As warm and happy as your favorite down puffy makes you feel, it probably comes with a brutal backstory. The feathers, sourced mainly from the soft undercoats of geese, may have been “live plucked”—a bloody process that critics say leaves the birds traumatized after they’re released to lay more eggs. To make matters worse, those same geese are often being raised for foie gras, which means they’re force-fed several times a day through a pipe that’s rammed down their throats. In short: some down is dirty.
Cleaning it up isn’t easy. The global down industry includes everything from Chinese factory operations to subsistence farms in Hungary, some of which raise the animals for meat and live-pluck them to boost profits. Those farmers then sell the feathers (mostly from geese, but some from ducks) to a handful of suppliers, who in turn mix it all together and sell it to outdoor companies.
Now some of those companies are trying to change the way the industry works. Bowing to pressure from animal-rights organizations like Austria-based Four Paws, a few are introducing new standards to ensure that the down they stuff into their jackets and sleeping bags comes from humanely treated geese. “Animal-rights groups went after the outdoor industry first because they knew it was the most likely to change,” says Anne Gillespie, director of industry integrity for Textile Exchange, which develops standards and certifications.
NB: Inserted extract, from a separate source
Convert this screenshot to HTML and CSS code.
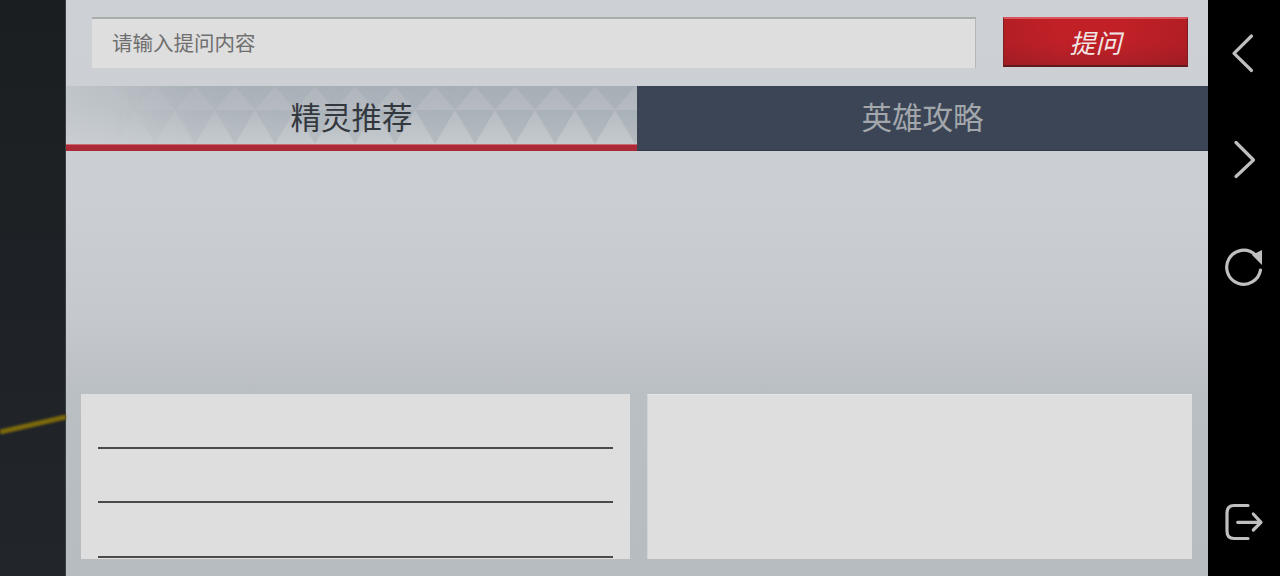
FILE: index.html
```html
<!DOCTYPE html>
<html lang="zh">
<head>
<meta charset="utf-8">
<title>精灵推荐</title>
<link rel="stylesheet" href="styles.css">
</head>
<body>
<div class="app">
  <div class="backdrop">
    <svg class="streak" width="66" height="40" viewBox="0 0 66 40"><path d="M0 31 L66 16" stroke="#7c690c" stroke-width="5" fill="none"/></svg>
  </div>
  <main class="panel">
    <div class="search">
      <div class="field">请输入提问内容</div>
      <button class="ask"><span class="ask-label">提问</span></button>
    </div>
    <div class="tabs">
      <div class="tab tab-active">
        <svg class="tris" width="571" height="58" viewBox="0 0 571 58">
          <defs>
            <pattern id="p1" width="40" height="58" patternUnits="userSpaceOnUse" x="29">
              <path d="M-20 0H20L0 24Z M20 0H60L40 24Z" fill="#8f9ca5" fill-opacity=".24"/>
              <path d="M0 24H40L20 58Z" fill="#8f9ea7" fill-opacity=".3"/>
            </pattern>
            <linearGradient id="fade" x1="0" x2="1" y1="0" y2="0">
              <stop offset=".08" stop-color="#fff" stop-opacity="0"/>
              <stop offset=".3" stop-color="#fff" stop-opacity=".7"/>
              <stop offset=".7" stop-color="#fff"/>
            </linearGradient>
            <mask id="m1"><rect width="571" height="58" fill="url(#fade)"/></mask>
          </defs>
          <rect width="571" height="58" fill="url(#p1)" mask="url(#m1)"/>
        </svg>
        <span class="tab-label">精灵推荐</span>
      </div>
      <div class="tab tab-idle"><span class="tab-label">英雄攻略</span></div>
    </div>
    <div class="cards">
      <section class="card card-list">
        <div class="row"></div>
        <div class="row"></div>
        <div class="row"></div>
      </section>
      <section class="card card-plain"></section>
    </div>
  </main>
  <nav class="rail">
    <div class="rail-top">
      <svg class="ico" width="40" height="44" viewBox="0 0 40 44"><path d="M27.500 5 L10 22.300 L27.500 39.500"/></svg>
      <svg class="ico" width="40" height="44" viewBox="0 0 40 44"><path d="M12 4.500 L29.500 22 L12 38.500"/></svg>
      <svg class="ico" width="40" height="44" viewBox="0 0 40 44"><path d="M36.500 25 A17 17 0 1 1 31 9.500"/><path class="fill" d="M38 5 L38 20 L28 10 Z"/></svg>
    </div>
    <svg class="ico" width="40" height="44" viewBox="0 0 40 44"><path d="M24 5.500 H10 Q3 5.500 3 13 V31 Q3 38.500 10 38.500 H24"/><path d="M13.700 22.300 H37 M29.300 14 L37 22.300 L29.300 30"/></svg>
  </nav>
</div>
</body>
</html>
```
FILE: styles.css
```css
html, body { margin: 0; padding: 0; }
body { width: 1280px; height: 576px; overflow: hidden; background: #000; font-family: "Noto Sans CJK SC", "Liberation Sans", sans-serif; }
.app { display: flex; width: 1280px; height: 576px; }
.backdrop { width: 65px; flex: none; background: linear-gradient(180deg, #1b1e21 0%, #1e2226 50%, #22262b 100%); border-right: 1px solid #3a3f44; position: relative; }
.streak { position: absolute; left: 0; top: 401px; filter: blur(1px); }
.panel { flex: 1; display: flex; flex-direction: column; background: linear-gradient(180deg, #cdd1d5 0%, #cbcfd4 35%, #c5c9ce 55%, #babfc4 68%, #b6bcc0 100%); }
.search { display: flex; align-items: flex-start; padding: 17px 20px 0 26px; height: 86px; box-sizing: border-box; }
.field { width: 884px; height: 51px; box-sizing: border-box; background: #dedede; border-top: 2px solid #a9aeac; border-right: 1px solid #b2b6b6; padding-left: 20px; line-height: 47px; font-size: 20.500px; color: #6f6f6f; }
.ask { margin-left: 27px; width: 185px; height: 50px; padding: 0; border: 1px solid #7c2025; border-top: 2px solid #d9555b; border-bottom: 2px solid #5f1a1e; background: linear-gradient(90deg, rgba(120,20,25,.18) 0%, rgba(120,20,25,0) 30%, rgba(120,20,25,0) 65%, rgba(120,20,25,.2) 100%), linear-gradient(180deg, #c22027 0%, #bf2027 55%, #a91f26 100%); display: flex; align-items: center; justify-content: center; font-family: inherit; }
.ask-label { color: #f1e6e6; font-size: 26px; font-style: italic; line-height: 1; }
.tabs { display: flex; height: 65px; }
.tab { flex: 1; box-sizing: border-box; display: flex; align-items: center; justify-content: center; position: relative; font-size: 30.500px; }
.tab-label { position: relative; line-height: 1; margin-top: 2px; }
.tab-active { background: linear-gradient(90deg, rgba(205,209,213,.55) 0%, rgba(205,209,213,0) 22%), linear-gradient(180deg, #afb6bc 0%, #b4bac0 35%, #c5cace 100%); border-bottom: 6px solid #ab2a38; color: #33383e; }
.tab-active::after { content: ""; position: absolute; left: 0; right: 0; bottom: 0; height: 1px; background: #cc6a72; }
.tab-idle { background: #3b4556; color: #a3a7ab; padding-bottom: 6px; border-bottom: 1px solid #333b49; }
.tris { position: absolute; left: 0; top: 0; }
.cards { display: flex; flex: 1; align-items: flex-start; padding: 243px 16px 0 15px; gap: 17px; }
.card { height: 165px; background: #dedede; box-sizing: border-box; }
.card-list { width: 549px; padding: 0 17px; display: flex; flex-direction: column; }
.row { height: 54.700px; box-sizing: border-box; border-bottom: 2px solid #4a4a4a; }
.card-plain { width: 545px; border-top: 1px solid #e6e6e6; border-left: 1px solid #d0d3d5; }
.rail { width: 72px; flex: none; background: #000; display: flex; flex-direction: column; align-items: flex-start; justify-content: space-between; padding: 31px 0 32px 16px; box-sizing: border-box; }
.rail-top { display: flex; flex-direction: column; gap: 63px; }
.ico { display: block; fill: none; stroke: #bfbfbf; stroke-width: 3.200; stroke-linecap: round; stroke-linejoin: round; overflow: visible; }
.ico .fill { fill: #bfbfbf; stroke: none; }
```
Patagonia is leading the way with its Traceable Down Standard, introduced in 2014. “We started looking for a certification we could follow but didn’t find one strong enough to meet the requirements we’d hoped to achieve,” says Wendy Savage, who manages Patagonia’s supply chains to make sure they’re socially responsible. Since then, other outdoor companies have worked to develop their own standards.
Two of those companies, Patagonia and Fjällräven, were able to go directly to a small set of producers to make sure that 100 percent of their down comes from geese that get adequate food and water, have lots of space to feed and to lay eggs, aren’t force-fed, and are plucked only after they’re slaughtered. For brands like the North Face, which manufactures on a much larger scale, the process is more complex. While its Responsible Down Standard (RDS), introduced last August, contains similar requirements, only 30 percent of the North Face’s products will contain clean down in 2015. That’s because there isn’t enough of it to meet demand. That should change by 2017, when the company says it will reach 100 percent clean down.
In the meantime, it’s trying to get other gearmakers to sign on to RDS. The standard is designed to work like organic certification, with labels that indicate which products comply. Eddie Bauer and Marmot are already on board. “The hope is that this will lead to widespread adoption of better practices,” says Adam Mott, director of sustainability at the North Face. “Not just in outdoor gear, but in all consumer products.”
In the print version of this story, we implied that all waterfowl raised for meat are live-plucked, and that most down used in the outdoor industry comes from live-plucked geese. In fact, only some geese raised for meat are live-plucked, and much of the industry discourages the practice. The online version of the story has been edited to reflect these clarifications.